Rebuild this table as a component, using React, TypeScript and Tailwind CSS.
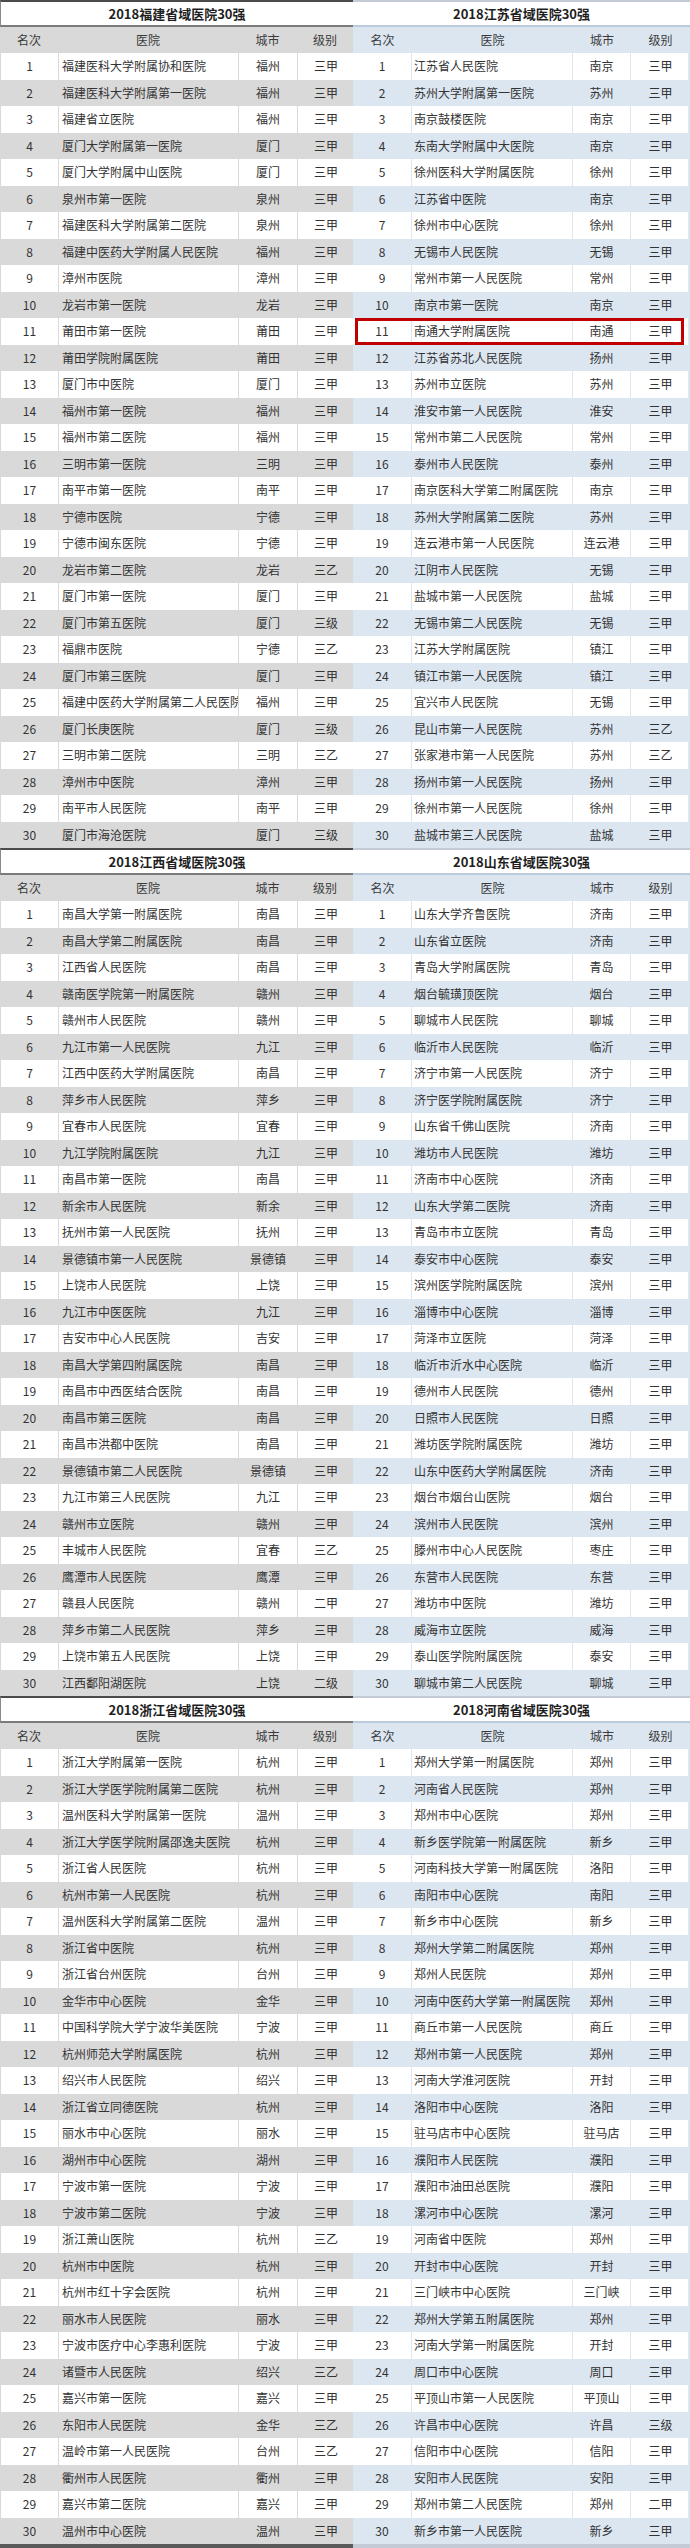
import React from "react";

type Row = [string, string, string];

const fujian: Row[] = [
  ["福建医科大学附属协和医院", "福州", "三甲"],
  ["福建医科大学附属第一医院", "福州", "三甲"],
  ["福建省立医院", "福州", "三甲"],
  ["厦门大学附属第一医院", "厦门", "三甲"],
  ["厦门大学附属中山医院", "厦门", "三甲"],
  ["泉州市第一医院", "泉州", "三甲"],
  ["福建医科大学附属第二医院", "泉州", "三甲"],
  ["福建中医药大学附属人民医院", "福州", "三甲"],
  ["漳州市医院", "漳州", "三甲"],
  ["龙岩市第一医院", "龙岩", "三甲"],
  ["莆田市第一医院", "莆田", "三甲"],
  ["莆田学院附属医院", "莆田", "三甲"],
  ["厦门市中医院", "厦门", "三甲"],
  ["福州市第一医院", "福州", "三甲"],
  ["福州市第二医院", "福州", "三甲"],
  ["三明市第一医院", "三明", "三甲"],
  ["南平市第一医院", "南平", "三甲"],
  ["宁德市医院", "宁德", "三甲"],
  ["宁德市闽东医院", "宁德", "三甲"],
  ["龙岩市第二医院", "龙岩", "三乙"],
  ["厦门市第一医院", "厦门", "三甲"],
  ["厦门市第五医院", "厦门", "三级"],
  ["福鼎市医院", "宁德", "三乙"],
  ["厦门市第三医院", "厦门", "三甲"],
  ["福建中医药大学附属第二人民医院", "福州", "三甲"],
  ["厦门长庚医院", "厦门", "三级"],
  ["三明市第二医院", "三明", "三乙"],
  ["漳州市中医院", "漳州", "三甲"],
  ["南平市人民医院", "南平", "三甲"],
  ["厦门市海沧医院", "厦门", "三级"],
];

const jiangsu: Row[] = [
  ["江苏省人民医院", "南京", "三甲"],
  ["苏州大学附属第一医院", "苏州", "三甲"],
  ["南京鼓楼医院", "南京", "三甲"],
  ["东南大学附属中大医院", "南京", "三甲"],
  ["徐州医科大学附属医院", "徐州", "三甲"],
  ["江苏省中医院", "南京", "三甲"],
  ["徐州市中心医院", "徐州", "三甲"],
  ["无锡市人民医院", "无锡", "三甲"],
  ["常州市第一人民医院", "常州", "三甲"],
  ["南京市第一医院", "南京", "三甲"],
  ["南通大学附属医院", "南通", "三甲"],
  ["江苏省苏北人民医院", "扬州", "三甲"],
  ["苏州市立医院", "苏州", "三甲"],
  ["淮安市第一人民医院", "淮安", "三甲"],
  ["常州市第二人民医院", "常州", "三甲"],
  ["泰州市人民医院", "泰州", "三甲"],
  ["南京医科大学第二附属医院", "南京", "三甲"],
  ["苏州大学附属第二医院", "苏州", "三甲"],
  ["连云港市第一人民医院", "连云港", "三甲"],
  ["江阴市人民医院", "无锡", "三甲"],
  ["盐城市第一人民医院", "盐城", "三甲"],
  ["无锡市第二人民医院", "无锡", "三甲"],
  ["江苏大学附属医院", "镇江", "三甲"],
  ["镇江市第一人民医院", "镇江", "三甲"],
  ["宜兴市人民医院", "无锡", "三甲"],
  ["昆山市第一人民医院", "苏州", "三乙"],
  ["张家港市第一人民医院", "苏州", "三乙"],
  ["扬州市第一人民医院", "扬州", "三甲"],
  ["徐州市第一人民医院", "徐州", "三甲"],
  ["盐城市第三人民医院", "盐城", "三甲"],
];

const jiangxi: Row[] = [
  ["南昌大学第一附属医院", "南昌", "三甲"],
  ["南昌大学第二附属医院", "南昌", "三甲"],
  ["江西省人民医院", "南昌", "三甲"],
  ["赣南医学院第一附属医院", "赣州", "三甲"],
  ["赣州市人民医院", "赣州", "三甲"],
  ["九江市第一人民医院", "九江", "三甲"],
  ["江西中医药大学附属医院", "南昌", "三甲"],
  ["萍乡市人民医院", "萍乡", "三甲"],
  ["宜春市人民医院", "宜春", "三甲"],
  ["九江学院附属医院", "九江", "三甲"],
  ["南昌市第一医院", "南昌", "三甲"],
  ["新余市人民医院", "新余", "三甲"],
  ["抚州市第一人民医院", "抚州", "三甲"],
  ["景德镇市第一人民医院", "景德镇", "三甲"],
  ["上饶市人民医院", "上饶", "三甲"],
  ["九江市中医医院", "九江", "三甲"],
  ["吉安市中心人民医院", "吉安", "三甲"],
  ["南昌大学第四附属医院", "南昌", "三甲"],
  ["南昌市中西医结合医院", "南昌", "三甲"],
  ["南昌市第三医院", "南昌", "三甲"],
  ["南昌市洪都中医院", "南昌", "三甲"],
  ["景德镇市第二人民医院", "景德镇", "三甲"],
  ["九江市第三人民医院", "九江", "三甲"],
  ["赣州市立医院", "赣州", "三甲"],
  ["丰城市人民医院", "宜春", "三乙"],
  ["鹰潭市人民医院", "鹰潭", "三甲"],
  ["赣县人民医院", "赣州", "二甲"],
  ["萍乡市第二人民医院", "萍乡", "三甲"],
  ["上饶市第五人民医院", "上饶", "三甲"],
  ["江西鄱阳湖医院", "上饶", "二级"],
];

const shandong: Row[] = [
  ["山东大学齐鲁医院", "济南", "三甲"],
  ["山东省立医院", "济南", "三甲"],
  ["青岛大学附属医院", "青岛", "三甲"],
  ["烟台毓璜顶医院", "烟台", "三甲"],
  ["聊城市人民医院", "聊城", "三甲"],
  ["临沂市人民医院", "临沂", "三甲"],
  ["济宁市第一人民医院", "济宁", "三甲"],
  ["济宁医学院附属医院", "济宁", "三甲"],
  ["山东省千佛山医院", "济南", "三甲"],
  ["潍坊市人民医院", "潍坊", "三甲"],
  ["济南市中心医院", "济南", "三甲"],
  ["山东大学第二医院", "济南", "三甲"],
  ["青岛市市立医院", "青岛", "三甲"],
  ["泰安市中心医院", "泰安", "三甲"],
  ["滨州医学院附属医院", "滨州", "三甲"],
  ["淄博市中心医院", "淄博", "三甲"],
  ["菏泽市立医院", "菏泽", "三甲"],
  ["临沂市沂水中心医院", "临沂", "三甲"],
  ["德州市人民医院", "德州", "三甲"],
  ["日照市人民医院", "日照", "三甲"],
  ["潍坊医学院附属医院", "潍坊", "三甲"],
  ["山东中医药大学附属医院", "济南", "三甲"],
  ["烟台市烟台山医院", "烟台", "三甲"],
  ["滨州市人民医院", "滨州", "三甲"],
  ["滕州市中心人民医院", "枣庄", "三甲"],
  ["东营市人民医院", "东营", "三甲"],
  ["潍坊市中医院", "潍坊", "三甲"],
  ["威海市立医院", "威海", "三甲"],
  ["泰山医学院附属医院", "泰安", "三甲"],
  ["聊城市第二人民医院", "聊城", "三甲"],
];

const zhejiang: Row[] = [
  ["浙江大学附属第一医院", "杭州", "三甲"],
  ["浙江大学医学院附属第二医院", "杭州", "三甲"],
  ["温州医科大学附属第一医院", "温州", "三甲"],
  ["浙江大学医学院附属邵逸夫医院", "杭州", "三甲"],
  ["浙江省人民医院", "杭州", "三甲"],
  ["杭州市第一人民医院", "杭州", "三甲"],
  ["温州医科大学附属第二医院", "温州", "三甲"],
  ["浙江省中医院", "杭州", "三甲"],
  ["浙江省台州医院", "台州", "三甲"],
  ["金华市中心医院", "金华", "三甲"],
  ["中国科学院大学宁波华美医院", "宁波", "三甲"],
  ["杭州师范大学附属医院", "杭州", "三甲"],
  ["绍兴市人民医院", "绍兴", "三甲"],
  ["浙江省立同德医院", "杭州", "三甲"],
  ["丽水市中心医院", "丽水", "三甲"],
  ["湖州市中心医院", "湖州", "三甲"],
  ["宁波市第一医院", "宁波", "三甲"],
  ["宁波市第二医院", "宁波", "三甲"],
  ["浙江萧山医院", "杭州", "三乙"],
  ["杭州市中医院", "杭州", "三甲"],
  ["杭州市红十字会医院", "杭州", "三甲"],
  ["丽水市人民医院", "丽水", "三甲"],
  ["宁波市医疗中心李惠利医院", "宁波", "三甲"],
  ["诸暨市人民医院", "绍兴", "三乙"],
  ["嘉兴市第一医院", "嘉兴", "三甲"],
  ["东阳市人民医院", "金华", "三乙"],
  ["温岭市第一人民医院", "台州", "三乙"],
  ["衢州市人民医院", "衢州", "三甲"],
  ["嘉兴市第二医院", "嘉兴", "三甲"],
  ["温州市中心医院", "温州", "三甲"],
];

const henan: Row[] = [
  ["郑州大学第一附属医院", "郑州", "三甲"],
  ["河南省人民医院", "郑州", "三甲"],
  ["郑州市中心医院", "郑州", "三甲"],
  ["新乡医学院第一附属医院", "新乡", "三甲"],
  ["河南科技大学第一附属医院", "洛阳", "三甲"],
  ["南阳市中心医院", "南阳", "三甲"],
  ["新乡市中心医院", "新乡", "三甲"],
  ["郑州大学第二附属医院", "郑州", "三甲"],
  ["郑州人民医院", "郑州", "三甲"],
  ["河南中医药大学第一附属医院", "郑州", "三甲"],
  ["商丘市第一人民医院", "商丘", "三甲"],
  ["郑州市第一人民医院", "郑州", "三甲"],
  ["河南大学淮河医院", "开封", "三甲"],
  ["洛阳市中心医院", "洛阳", "三甲"],
  ["驻马店市中心医院", "驻马店", "三甲"],
  ["濮阳市人民医院", "濮阳", "三甲"],
  ["濮阳市油田总医院", "濮阳", "三甲"],
  ["漯河市中心医院", "漯河", "三甲"],
  ["河南省中医院", "郑州", "三甲"],
  ["开封市中心医院", "开封", "三甲"],
  ["三门峡市中心医院", "三门峡", "三甲"],
  ["郑州大学第五附属医院", "郑州", "三甲"],
  ["河南大学第一附属医院", "开封", "三甲"],
  ["周口市中心医院", "周口", "三甲"],
  ["平顶山市第一人民医院", "平顶山", "三甲"],
  ["许昌市中心医院", "许昌", "三级"],
  ["信阳市中心医院", "信阳", "三甲"],
  ["安阳市人民医院", "安阳", "三甲"],
  ["郑州市第二人民医院", "郑州", "二甲"],
  ["新乡市第一人民医院", "新乡", "三甲"],
];

type Variant = "gray" | "blue";

const styles = {
  gray: {
    width: "w-[353px]",
    grid: "grid grid-cols-[58px_180px_59px_56px]",
    stripe: "bg-[#d9d9d9]",
    line: "border-[#d9d9d9]",
    title:
      "h-[26.5px] bg-white border-t-2 border-b-2 border-l border-t-[#4a4a4a] border-b-[#7a7a7a] border-l-[#8a8a8a]",
    padL: "pl-[3px]",
    edge: "border-l border-l-[#d9d9d9]",
  },
  blue: {
    width: "w-[337px]",
    grid: "grid grid-cols-[59px_161px_58px_59px]",
    stripe: "bg-[#dce6f1]",
    line: "border-[#dce6f1]",
    title:
      "h-[26.5px] bg-white border-t-2 border-b-2 border-t-[#c3ccd6] border-b-[#bccbdc]",
    padL: "pl-[2px]",
    edge: "border-r-2 border-r-[#dce6f1]",
  },
};

function Table({
  title,
  rows,
  variant,
  highlight,
}: {
  title: string;
  rows: Row[];
  variant: Variant;
  highlight?: number;
}) {
  const s = styles[variant];
  return (
    <div className={`${s.width} shrink-0`}>
      <div
        className={`${s.title} flex items-center justify-center text-[13px] font-bold text-[#1f1f1f]`}
      >
        {title}
      </div>
      <div
        className={`${s.grid} ${s.stripe} h-[26.5px] items-center text-[12px] text-[#3a3a3a]`}
      >
        <div className="text-center">名次</div>
        <div className="text-center">医院</div>
        <div className="text-center">城市</div>
        <div className="text-center">级别</div>
      </div>
      {rows.map((r, i) => {
        const n = i + 1;
        const bg = n % 2 === 0 ? s.stripe : "bg-white";
        return (
          <div
            key={n}
            className={`${s.grid} ${bg} ${s.edge} relative h-[26.5px] text-[12px] text-[#333333]`}
          >
            <div className={`flex items-center justify-center border-r ${s.line}`}>
              {n}
            </div>
            <div
              className={`flex items-center overflow-hidden whitespace-nowrap border-r ${s.line} ${s.padL}`}
            >
              {r[0]}
            </div>
            <div className={`flex items-center justify-center whitespace-nowrap border-r ${s.line}`}>
              {r[1]}
            </div>
            <div className="flex items-center justify-center">{r[2]}</div>
            {highlight === n && (
              <div className="pointer-events-none absolute left-[2px] right-[4px] top-0 bottom-0 border-[3px] border-[#c00000]" />
            )}
          </div>
        );
      })}
    </div>
  );
}

export default function App() {
  return (
    <div className="w-[690px] bg-white font-['Noto_Sans_CJK_SC','Microsoft_YaHei',sans-serif] leading-none">
      <div className="flex">
        <Table title="2018福建省域医院30强" rows={fujian} variant="gray" />
        <Table title="2018江苏省域医院30强" rows={jiangsu} variant="blue" highlight={11} />
      </div>
      <div className="flex">
        <Table title="2018江西省域医院30强" rows={jiangxi} variant="gray" />
        <Table title="2018山东省域医院30强" rows={shandong} variant="blue" />
      </div>
      <div className="flex">
        <Table title="2018浙江省域医院30强" rows={zhejiang} variant="gray" />
        <Table title="2018河南省域医院30强" rows={henan} variant="blue" />
      </div>
      <div className="flex h-[4px]">
        <div className="w-[353px] bg-[#5a5a5a]" />
        <div className="w-[337px] bg-[#c3ccd6]" />
      </div>
    </div>
  );
}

## EXERCISE INSTRUCTIONS:
From the first line of the listing above, repeat every line through the one holding "type Row = [string, string, string];". Both ends count, and pictures stay out.

## EXPECTED ANSWER:
Rebuild this table as a component, using React, TypeScript and Tailwind CSS.
import React from "react";

type Row = [string, string, string];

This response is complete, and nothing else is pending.